» **PROBLEM**: Filter the entries that follow, copying every line in which the word "Tailwind" appears.

» **RECORDS PROVIDED**:
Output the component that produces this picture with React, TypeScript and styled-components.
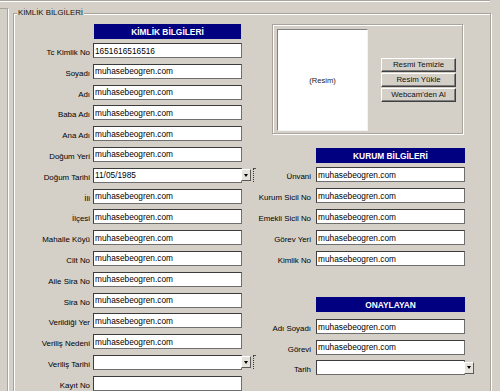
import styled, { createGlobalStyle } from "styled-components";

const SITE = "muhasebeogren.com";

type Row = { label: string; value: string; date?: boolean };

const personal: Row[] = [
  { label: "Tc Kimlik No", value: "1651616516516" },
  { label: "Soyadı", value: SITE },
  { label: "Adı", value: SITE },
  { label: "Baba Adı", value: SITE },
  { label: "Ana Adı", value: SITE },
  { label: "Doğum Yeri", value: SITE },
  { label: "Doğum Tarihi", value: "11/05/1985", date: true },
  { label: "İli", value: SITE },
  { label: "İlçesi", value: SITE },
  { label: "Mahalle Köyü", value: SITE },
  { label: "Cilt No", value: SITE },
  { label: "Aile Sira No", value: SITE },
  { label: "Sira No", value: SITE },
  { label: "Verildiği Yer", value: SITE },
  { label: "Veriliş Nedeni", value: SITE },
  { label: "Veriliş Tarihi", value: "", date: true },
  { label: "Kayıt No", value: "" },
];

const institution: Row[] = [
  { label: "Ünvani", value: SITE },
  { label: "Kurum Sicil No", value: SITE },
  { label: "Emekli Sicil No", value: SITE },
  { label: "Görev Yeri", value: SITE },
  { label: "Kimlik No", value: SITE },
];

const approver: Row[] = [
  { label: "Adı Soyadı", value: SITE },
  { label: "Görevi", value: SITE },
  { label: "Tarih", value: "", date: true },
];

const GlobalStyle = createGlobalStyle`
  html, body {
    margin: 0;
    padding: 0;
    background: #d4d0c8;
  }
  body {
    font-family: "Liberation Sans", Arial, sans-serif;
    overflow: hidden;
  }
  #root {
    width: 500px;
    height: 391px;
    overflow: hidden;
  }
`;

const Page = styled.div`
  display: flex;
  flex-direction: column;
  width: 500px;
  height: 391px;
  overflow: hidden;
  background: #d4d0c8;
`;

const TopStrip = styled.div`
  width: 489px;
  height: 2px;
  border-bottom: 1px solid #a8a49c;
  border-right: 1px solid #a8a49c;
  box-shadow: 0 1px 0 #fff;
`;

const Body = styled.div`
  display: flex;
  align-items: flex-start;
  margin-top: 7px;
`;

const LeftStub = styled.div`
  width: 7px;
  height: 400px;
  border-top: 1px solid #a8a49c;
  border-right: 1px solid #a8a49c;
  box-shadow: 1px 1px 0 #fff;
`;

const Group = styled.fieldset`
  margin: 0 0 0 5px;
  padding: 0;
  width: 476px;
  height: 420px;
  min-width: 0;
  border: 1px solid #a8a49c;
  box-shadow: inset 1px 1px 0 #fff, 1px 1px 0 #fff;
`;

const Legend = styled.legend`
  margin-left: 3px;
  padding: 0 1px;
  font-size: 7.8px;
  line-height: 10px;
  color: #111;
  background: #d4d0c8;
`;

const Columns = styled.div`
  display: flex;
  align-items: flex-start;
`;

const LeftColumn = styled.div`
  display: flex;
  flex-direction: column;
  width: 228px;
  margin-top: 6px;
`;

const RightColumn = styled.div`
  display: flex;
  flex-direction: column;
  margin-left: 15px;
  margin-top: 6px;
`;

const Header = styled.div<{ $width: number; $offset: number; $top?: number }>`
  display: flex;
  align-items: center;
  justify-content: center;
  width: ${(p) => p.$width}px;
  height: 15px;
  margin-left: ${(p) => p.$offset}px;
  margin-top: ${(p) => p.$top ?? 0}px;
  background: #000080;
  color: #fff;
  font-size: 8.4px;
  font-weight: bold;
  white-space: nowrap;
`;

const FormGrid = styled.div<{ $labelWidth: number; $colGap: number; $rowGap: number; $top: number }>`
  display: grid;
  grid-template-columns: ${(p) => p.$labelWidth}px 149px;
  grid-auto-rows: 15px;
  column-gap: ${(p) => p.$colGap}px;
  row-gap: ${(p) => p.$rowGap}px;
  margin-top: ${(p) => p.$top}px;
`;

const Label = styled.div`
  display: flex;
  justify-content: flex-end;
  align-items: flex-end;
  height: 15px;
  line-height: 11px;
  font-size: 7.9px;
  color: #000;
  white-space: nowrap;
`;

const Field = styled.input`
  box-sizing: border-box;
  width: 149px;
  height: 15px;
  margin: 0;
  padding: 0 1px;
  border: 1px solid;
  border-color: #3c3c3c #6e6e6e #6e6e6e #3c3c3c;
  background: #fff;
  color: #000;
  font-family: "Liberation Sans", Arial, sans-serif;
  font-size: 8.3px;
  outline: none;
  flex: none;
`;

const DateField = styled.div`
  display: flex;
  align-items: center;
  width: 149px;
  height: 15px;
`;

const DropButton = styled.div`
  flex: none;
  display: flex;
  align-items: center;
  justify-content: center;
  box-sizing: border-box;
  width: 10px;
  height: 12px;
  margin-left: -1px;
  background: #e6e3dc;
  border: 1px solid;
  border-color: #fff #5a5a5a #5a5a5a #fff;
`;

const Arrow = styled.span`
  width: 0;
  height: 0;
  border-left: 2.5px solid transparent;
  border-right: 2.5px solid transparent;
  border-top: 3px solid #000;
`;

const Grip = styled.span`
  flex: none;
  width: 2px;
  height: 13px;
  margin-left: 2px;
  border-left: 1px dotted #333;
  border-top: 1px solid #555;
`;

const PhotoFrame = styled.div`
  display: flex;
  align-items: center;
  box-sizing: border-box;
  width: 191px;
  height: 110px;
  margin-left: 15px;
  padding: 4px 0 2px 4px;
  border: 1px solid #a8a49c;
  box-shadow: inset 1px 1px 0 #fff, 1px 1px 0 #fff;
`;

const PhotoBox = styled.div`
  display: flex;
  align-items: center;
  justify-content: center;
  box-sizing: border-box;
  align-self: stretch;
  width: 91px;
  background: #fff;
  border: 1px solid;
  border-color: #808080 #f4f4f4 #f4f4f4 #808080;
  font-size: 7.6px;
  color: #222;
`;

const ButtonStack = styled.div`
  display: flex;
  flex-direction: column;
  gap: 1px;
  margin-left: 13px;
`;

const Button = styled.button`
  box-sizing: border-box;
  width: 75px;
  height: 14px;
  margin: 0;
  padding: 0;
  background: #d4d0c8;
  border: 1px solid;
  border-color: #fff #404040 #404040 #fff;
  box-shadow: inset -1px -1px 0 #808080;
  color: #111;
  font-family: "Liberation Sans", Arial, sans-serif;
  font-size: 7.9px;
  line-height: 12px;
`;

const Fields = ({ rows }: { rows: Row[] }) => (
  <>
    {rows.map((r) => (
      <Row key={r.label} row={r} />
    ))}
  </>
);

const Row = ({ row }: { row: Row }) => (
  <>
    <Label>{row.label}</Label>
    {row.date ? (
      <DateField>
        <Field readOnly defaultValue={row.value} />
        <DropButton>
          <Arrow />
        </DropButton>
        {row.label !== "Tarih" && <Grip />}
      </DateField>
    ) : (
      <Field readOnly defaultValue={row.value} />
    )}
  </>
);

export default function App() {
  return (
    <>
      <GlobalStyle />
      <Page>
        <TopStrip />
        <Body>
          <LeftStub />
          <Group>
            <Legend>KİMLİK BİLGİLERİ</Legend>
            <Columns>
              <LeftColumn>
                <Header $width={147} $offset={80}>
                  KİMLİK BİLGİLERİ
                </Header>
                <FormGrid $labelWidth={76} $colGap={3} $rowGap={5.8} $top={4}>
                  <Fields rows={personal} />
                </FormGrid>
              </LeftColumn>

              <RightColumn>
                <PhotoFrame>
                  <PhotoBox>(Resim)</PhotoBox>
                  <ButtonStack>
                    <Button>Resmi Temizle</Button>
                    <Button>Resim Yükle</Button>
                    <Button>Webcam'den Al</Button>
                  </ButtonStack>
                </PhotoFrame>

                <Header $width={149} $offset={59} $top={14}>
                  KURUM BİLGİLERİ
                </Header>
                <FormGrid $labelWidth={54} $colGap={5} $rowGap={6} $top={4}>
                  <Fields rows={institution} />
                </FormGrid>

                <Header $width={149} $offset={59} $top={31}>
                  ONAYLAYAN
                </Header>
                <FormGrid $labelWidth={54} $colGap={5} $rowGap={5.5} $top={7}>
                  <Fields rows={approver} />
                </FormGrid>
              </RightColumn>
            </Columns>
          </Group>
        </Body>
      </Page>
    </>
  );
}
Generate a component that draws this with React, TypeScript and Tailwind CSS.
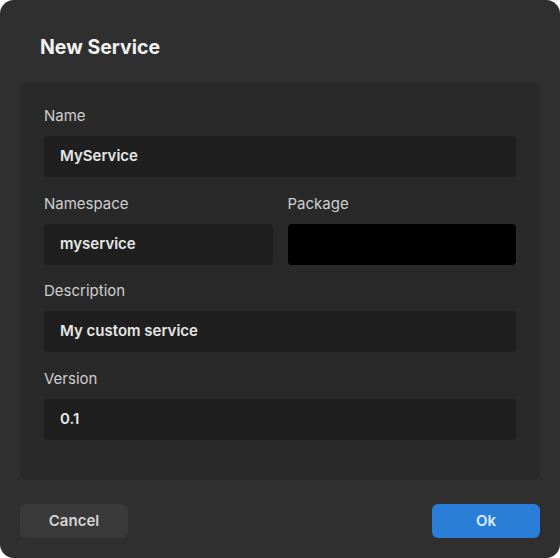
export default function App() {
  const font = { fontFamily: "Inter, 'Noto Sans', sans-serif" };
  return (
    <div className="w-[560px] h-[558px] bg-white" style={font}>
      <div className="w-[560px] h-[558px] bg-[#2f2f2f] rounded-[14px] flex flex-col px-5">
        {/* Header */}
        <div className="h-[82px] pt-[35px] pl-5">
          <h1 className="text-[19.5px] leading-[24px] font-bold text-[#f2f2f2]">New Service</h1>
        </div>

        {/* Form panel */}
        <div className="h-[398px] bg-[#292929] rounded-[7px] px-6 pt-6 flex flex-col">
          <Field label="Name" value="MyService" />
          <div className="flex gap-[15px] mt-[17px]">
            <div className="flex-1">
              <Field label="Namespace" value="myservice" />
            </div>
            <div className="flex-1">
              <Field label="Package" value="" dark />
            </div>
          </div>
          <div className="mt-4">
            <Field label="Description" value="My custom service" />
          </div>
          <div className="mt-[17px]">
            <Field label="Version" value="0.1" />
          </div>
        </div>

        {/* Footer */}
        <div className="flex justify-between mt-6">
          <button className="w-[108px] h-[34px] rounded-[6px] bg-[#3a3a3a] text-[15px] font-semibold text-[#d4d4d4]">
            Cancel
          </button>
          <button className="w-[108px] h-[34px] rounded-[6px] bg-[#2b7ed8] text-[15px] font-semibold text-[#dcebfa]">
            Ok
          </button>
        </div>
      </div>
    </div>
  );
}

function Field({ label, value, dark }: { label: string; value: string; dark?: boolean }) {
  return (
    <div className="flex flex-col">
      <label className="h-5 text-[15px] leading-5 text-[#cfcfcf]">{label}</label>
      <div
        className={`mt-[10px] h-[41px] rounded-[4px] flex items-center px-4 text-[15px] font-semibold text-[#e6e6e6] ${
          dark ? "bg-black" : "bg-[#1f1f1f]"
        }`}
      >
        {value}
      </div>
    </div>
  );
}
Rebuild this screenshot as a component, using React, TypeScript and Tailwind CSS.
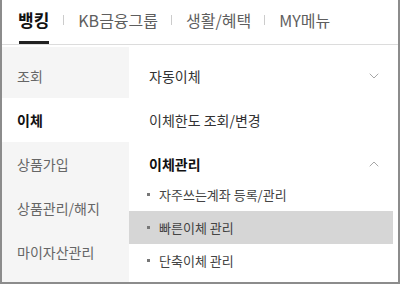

» **OUTPUT OF THE TASK**:
Generate a component that draws this with React, TypeScript and Tailwind CSS.
Rebuild this screenshot as a component, using React, TypeScript and Tailwind CSS.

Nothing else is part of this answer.